# Find the distance from point (1,-\frac{1}{2}) to the line y=5.

## Question:

Find the distance from point {eq}\left(1,-\frac{1}{2}\right) {/eq} to the line {eq}y=5 {/eq}.

## Distance Between a Point and a Horizontal Line:

The distance between the point {eq}(x_0, y_0) {/eq} and the horizontal line {eq}y = c {/eq} is merely {eq}d= |y_0-c| {/eq}.

To determine the distance between a point and a vertical line {eq}x=b {/eq}, we take the absolute value of the difference between the abscissa of the point and {eq}b {/eq}.

The point we're given is {eq}\displaystyle \left(1,-\frac{1}{2}\right) {/eq} and its ordinate is {eq}\displaystyle -\frac{1}{2} {/eq} so {eq}y_0= - \displaystyle \frac{1}{2} {/eq} for the formula we'll use to find the distance from {eq}\displaystyle \left(1,-\frac{1}{2}\right) {/eq} to {eq}y=5 {/eq}.

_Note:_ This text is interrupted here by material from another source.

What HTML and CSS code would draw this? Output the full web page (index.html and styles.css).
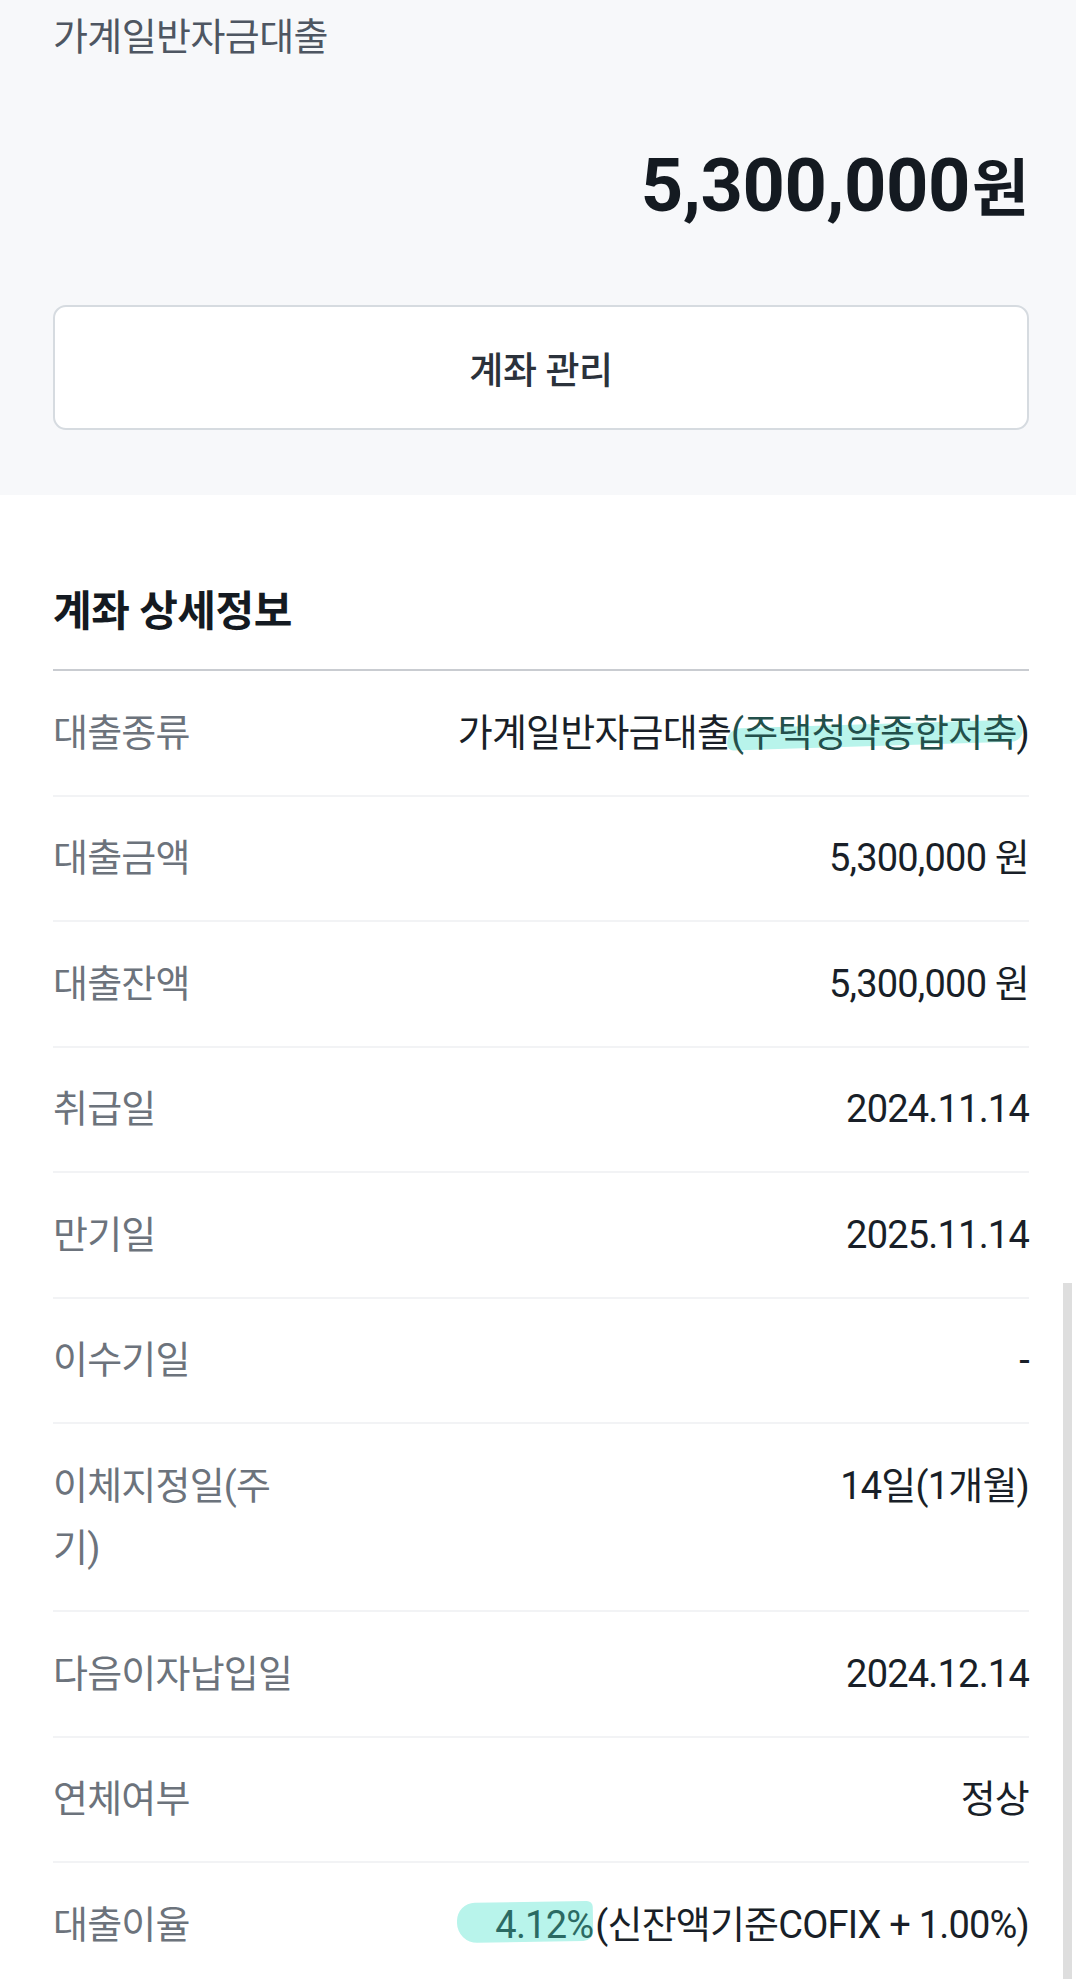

As {eq}y=5 {/eq}, we have {eq}c=5 {/eq} and by plugging in these values we obtain:

{eq}\begin{align*} \displaystyle d&= |y_0-c|\\ d&= \left|- \frac{1}{2}-5\right|\\ d&= \left|- \frac{11}{2}\right|\\ d&=\frac{11}{2}\\ \end{align*} {/eq}

Thus, the distance from the point {eq}\displaystyle \left(1,-\frac{1}{2}\right) {/eq} to the line {eq}y=5 {/eq} is {eq}\displaystyle \frac{11}{2} {/eq} units.